__Exercise details__: The listing below must be repeated word for word, with its images excluded.
--- Collected material ---
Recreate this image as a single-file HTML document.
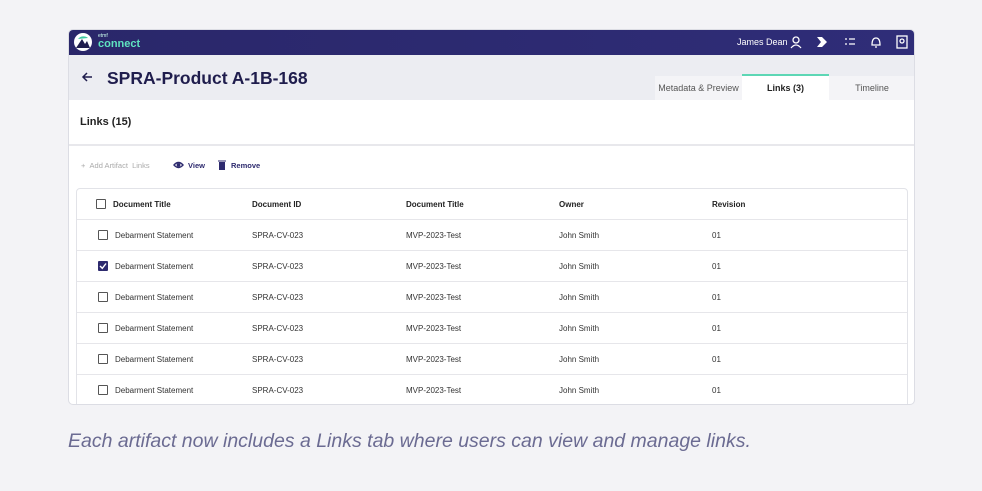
<!DOCTYPE html>
<html><head><style>
body{margin:0;width:982px;height:491px;background:#f3f3f6;font-family:"Liberation Sans",sans-serif;position:relative;overflow:hidden}
.card{position:absolute;left:68px;top:29px;width:845px;height:374px;background:#fff;border:1px solid #dcdde4;border-radius:5px;overflow:hidden}
.nav{position:absolute;left:0;top:0;width:846px;height:25px;background:linear-gradient(90deg,#2a276a,#2f2d78)}
.band{position:absolute;left:0;top:25px;width:846px;height:45px;background:#ecedf2}
.title{position:absolute;left:38px;top:38px;font-size:17.5px;font-weight:bold;color:#1f1d4d}
.tab{position:absolute;top:46px;height:24px;font-size:9px;color:#555;text-align:center;line-height:24px;background:#f4f4f7}
.t{position:absolute;font-size:8px;color:#333}
.h{font-weight:bold;color:#222}
.cb{position:absolute;width:8px;height:8px;border:1.3px solid #555;border-radius:1px}
.line{position:absolute;left:8px;width:830px;height:1px;background:#e6e6ea}
</style></head><body>
<div class="card">
<div class="nav">
<svg style="position:absolute;left:5px;top:3px" width="18" height="18"><circle cx="9" cy="9" r="9" fill="#fff"/><path d="M2 15 L8 6 L11 11 L13 8 L16 15Z" fill="#1f1d4d"/><path d="M4 6 A7 7 0 0 1 14 5" fill="#3fc9a0"/></svg>
<div style="position:absolute;left:29px;top:3px;font-size:5px;color:#cfe">etmf</div>
<div style="position:absolute;left:29px;top:8px;font-size:11px;color:#5fe3c0;font-weight:bold">connect</div>
<div style="position:absolute;left:668px;top:7px;font-size:9px;color:#fff">James Dean</div>
<svg style="position:absolute;left:720px;top:5px" width="14" height="14" fill="none" stroke="#fff" stroke-width="1.3"><circle cx="7" cy="5" r="3"/><path d="M2 13 Q7 7 12 13"/></svg>
<svg style="position:absolute;left:747px;top:6px" width="12" height="12" fill="#fff"><path d="M1 1 L6 1 L11 6 L6 11 L1 11 L5 6Z"/></svg>
<svg style="position:absolute;left:774px;top:6px" width="16" height="12" stroke="#fff" stroke-width="1.3"><path d="M2 3h2M6 3h6M2 8h2M6 8h6"/></svg>
<svg style="position:absolute;left:800px;top:5px" width="14" height="14" fill="none" stroke="#fff" stroke-width="1.3"><path d="M3 10 Q3 3 7 3 Q11 3 11 10Z M6 12h2"/></svg>
<svg style="position:absolute;left:826px;top:4px" width="14" height="16" fill="none" stroke="#fff" stroke-width="1.3"><rect x="2" y="2" width="10" height="12"/><circle cx="7" cy="7" r="2"/></svg>
</div>
<div class="band"></div>
<svg style="position:absolute;left:12px;top:41px" width="12" height="12" fill="none" stroke="#1f1d4d" stroke-width="1.5"><path d="M11 6H2M6 2L2 6L6 10"/></svg>
<div class="title">SPRA-Product A-1B-168</div>
<div class="tab" style="left:586px;width:87px">Metadata &amp; Preview</div>
<div class="tab" style="left:673px;width:87px;background:#fff;color:#222;font-weight:bold;border-top:2px solid #5dd7b5;top:44px">Links (3)</div>
<div class="tab" style="left:760px;width:86px">Timeline</div>
<div style="position:absolute;left:11px;top:86px;font-size:11px;font-weight:bold;color:#222">Links (15)</div>
<div style="position:absolute;left:0;top:114px;width:846px;height:2px;background:#e8e8ec"></div>
<div style="position:absolute;left:12px;top:131px;font-size:7.5px;color:#aaa">+&nbsp;&nbsp;Add Artifact&nbsp; Links</div>
<svg style="position:absolute;left:104px;top:131px" width="11" height="8" fill="none" stroke="#2d2a6e" stroke-width="1.4"><path d="M1 4 Q5.5 -1 10 4 Q5.5 9 1 4Z"/><circle cx="5.5" cy="4" r="1.2" fill="#2d2a6e"/></svg>
<div style="position:absolute;left:119px;top:131px;font-size:7.5px;color:#2d2a6e;font-weight:bold">View</div>
<svg style="position:absolute;left:149px;top:130px" width="8" height="10" fill="#2d2a6e"><rect x="1" y="2" width="6" height="8"/><rect x="0" y="0.5" width="8" height="1"/></svg>
<div style="position:absolute;left:162px;top:131px;font-size:7.5px;color:#2d2a6e;font-weight:bold">Remove</div>
<div style="position:absolute;left:7px;top:158px;width:830px;height:220px;border:1px solid #e2e3e8;border-radius:4px"></div>
<div class="cb" style="left:27px;top:169px"></div>
<div class="t h" style="left:44px;top:170px">Document Title</div>
<div class="t h" style="left:183px;top:170px">Document ID</div>
<div class="t h" style="left:337px;top:170px">Document Title</div>
<div class="t h" style="left:490px;top:170px">Owner</div>
<div class="t h" style="left:643px;top:170px">Revision</div>
<div class="line" style="top:189px"></div><div class="line" style="top:220px"></div><div class="line" style="top:251px"></div><div class="line" style="top:282px"></div><div class="line" style="top:313px"></div><div class="line" style="top:344px"></div>
<div id="rows"></div>
</div>
<div style="position:absolute;left:68px;top:430px;font-size:19.5px;font-style:italic;color:#6b6b92">Each artifact now includes a Links tab where users can view and manage links.</div>
<script>
var h='';for(var i=0;i<6;i++){var y=201+31*i;var c=i==1?'background:#2d2a6e;border-color:#2d2a6e':'';
h+='<div class="cb" style="left:29px;top:'+(y-1)+'px;'+c+'">'+(i==1?'<svg width="8" height="8" style="position:absolute;left:0;top:0" fill="none" stroke="#fff" stroke-width="1.4"><path d="M1 4L3.3 6.3L7 1.5"/></svg>':'')+'</div>';
h+='<div class="t" style="left:46px;top:'+y+'px">Debarment Statement</div><div class="t" style="left:183px;top:'+y+'px">SPRA-CV-023</div><div class="t" style="left:337px;top:'+y+'px">MVP-2023-Test</div><div class="t" style="left:490px;top:'+y+'px">John Smith</div><div class="t" style="left:643px;top:'+y+'px">01</div>';}
document.getElementById('rows').outerHTML=h;
</script>
</body></html>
---
__Exercise result__:
Recreate this image as a single-file HTML document.
<!DOCTYPE html>
<html><head><style>
body{margin:0;width:982px;height:491px;background:#f3f3f6;font-family:"Liberation Sans",sans-serif;position:relative;overflow:hidden}
.card{position:absolute;left:68px;top:29px;width:845px;height:374px;background:#fff;border:1px solid #dcdde4;border-radius:5px;overflow:hidden}
.nav{position:absolute;left:0;top:0;width:846px;height:25px;background:linear-gradient(90deg,#2a276a,#2f2d78)}
.band{position:absolute;left:0;top:25px;width:846px;height:45px;background:#ecedf2}
.title{position:absolute;left:38px;top:38px;font-size:17.5px;font-weight:bold;color:#1f1d4d}
.tab{position:absolute;top:46px;height:24px;font-size:9px;color:#555;text-align:center;line-height:24px;background:#f4f4f7}
.t{position:absolute;font-size:8px;color:#333}
.h{font-weight:bold;color:#222}
.cb{position:absolute;width:8px;height:8px;border:1.3px solid #555;border-radius:1px}
.line{position:absolute;left:8px;width:830px;height:1px;background:#e6e6ea}
</style></head><body>
<div class="card">
<div class="nav">
<svg style="position:absolute;left:5px;top:3px" width="18" height="18"><circle cx="9" cy="9" r="9" fill="#fff"/><path d="M2 15 L8 6 L11 11 L13 8 L16 15Z" fill="#1f1d4d"/><path d="M4 6 A7 7 0 0 1 14 5" fill="#3fc9a0"/></svg>
<div style="position:absolute;left:29px;top:3px;font-size:5px;color:#cfe">etmf</div>
<div style="position:absolute;left:29px;top:8px;font-size:11px;color:#5fe3c0;font-weight:bold">connect</div>
<div style="position:absolute;left:668px;top:7px;font-size:9px;color:#fff">James Dean</div>
<svg style="position:absolute;left:720px;top:5px" width="14" height="14" fill="none" stroke="#fff" stroke-width="1.3"><circle cx="7" cy="5" r="3"/><path d="M2 13 Q7 7 12 13"/></svg>
<svg style="position:absolute;left:747px;top:6px" width="12" height="12" fill="#fff"><path d="M1 1 L6 1 L11 6 L6 11 L1 11 L5 6Z"/></svg>
<svg style="position:absolute;left:774px;top:6px" width="16" height="12" stroke="#fff" stroke-width="1.3"><path d="M2 3h2M6 3h6M2 8h2M6 8h6"/></svg>
<svg style="position:absolute;left:800px;top:5px" width="14" height="14" fill="none" stroke="#fff" stroke-width="1.3"><path d="M3 10 Q3 3 7 3 Q11 3 11 10Z M6 12h2"/></svg>
<svg style="position:absolute;left:826px;top:4px" width="14" height="16" fill="none" stroke="#fff" stroke-width="1.3"><rect x="2" y="2" width="10" height="12"/><circle cx="7" cy="7" r="2"/></svg>
</div>
<div class="band"></div>
<svg style="position:absolute;left:12px;top:41px" width="12" height="12" fill="none" stroke="#1f1d4d" stroke-width="1.5"><path d="M11 6H2M6 2L2 6L6 10"/></svg>
<div class="title">SPRA-Product A-1B-168</div>
<div class="tab" style="left:586px;width:87px">Metadata &amp; Preview</div>
<div class="tab" style="left:673px;width:87px;background:#fff;color:#222;font-weight:bold;border-top:2px solid #5dd7b5;top:44px">Links (3)</div>
<div class="tab" style="left:760px;width:86px">Timeline</div>
<div style="position:absolute;left:11px;top:86px;font-size:11px;font-weight:bold;color:#222">Links (15)</div>
<div style="position:absolute;left:0;top:114px;width:846px;height:2px;background:#e8e8ec"></div>
<div style="position:absolute;left:12px;top:131px;font-size:7.5px;color:#aaa">+&nbsp;&nbsp;Add Artifact&nbsp; Links</div>
<svg style="position:absolute;left:104px;top:131px" width="11" height="8" fill="none" stroke="#2d2a6e" stroke-width="1.4"><path d="M1 4 Q5.5 -1 10 4 Q5.5 9 1 4Z"/><circle cx="5.5" cy="4" r="1.2" fill="#2d2a6e"/></svg>
<div style="position:absolute;left:119px;top:131px;font-size:7.5px;color:#2d2a6e;font-weight:bold">View</div>
<svg style="position:absolute;left:149px;top:130px" width="8" height="10" fill="#2d2a6e"><rect x="1" y="2" width="6" height="8"/><rect x="0" y="0.5" width="8" height="1"/></svg>
<div style="position:absolute;left:162px;top:131px;font-size:7.5px;color:#2d2a6e;font-weight:bold">Remove</div>
<div style="position:absolute;left:7px;top:158px;width:830px;height:220px;border:1px solid #e2e3e8;border-radius:4px"></div>
<div class="cb" style="left:27px;top:169px"></div>
<div class="t h" style="left:44px;top:170px">Document Title</div>
<div class="t h" style="left:183px;top:170px">Document ID</div>
<div class="t h" style="left:337px;top:170px">Document Title</div>
<div class="t h" style="left:490px;top:170px">Owner</div>
<div class="t h" style="left:643px;top:170px">Revision</div>
<div class="line" style="top:189px"></div><div class="line" style="top:220px"></div><div class="line" style="top:251px"></div><div class="line" style="top:282px"></div><div class="line" style="top:313px"></div><div class="line" style="top:344px"></div>
<div id="rows"></div>
</div>
<div style="position:absolute;left:68px;top:430px;font-size:19.5px;font-style:italic;color:#6b6b92">Each artifact now includes a Links tab where users can view and manage links.</div>
<script>
var h='';for(var i=0;i<6;i++){var y=201+31*i;var c=i==1?'background:#2d2a6e;border-color:#2d2a6e':'';
h+='<div class="cb" style="left:29px;top:'+(y-1)+'px;'+c+'">'+(i==1?'<svg width="8" height="8" style="position:absolute;left:0;top:0" fill="none" stroke="#fff" stroke-width="1.4"><path d="M1 4L3.3 6.3L7 1.5"/></svg>':'')+'</div>';
h+='<div class="t" style="left:46px;top:'+y+'px">Debarment Statement</div><div class="t" style="left:183px;top:'+y+'px">SPRA-CV-023</div><div class="t" style="left:337px;top:'+y+'px">MVP-2023-Test</div><div class="t" style="left:490px;top:'+y+'px">John Smith</div><div class="t" style="left:643px;top:'+y+'px">01</div>';}
document.getElementById('rows').outerHTML=h;
</script>
</body></html>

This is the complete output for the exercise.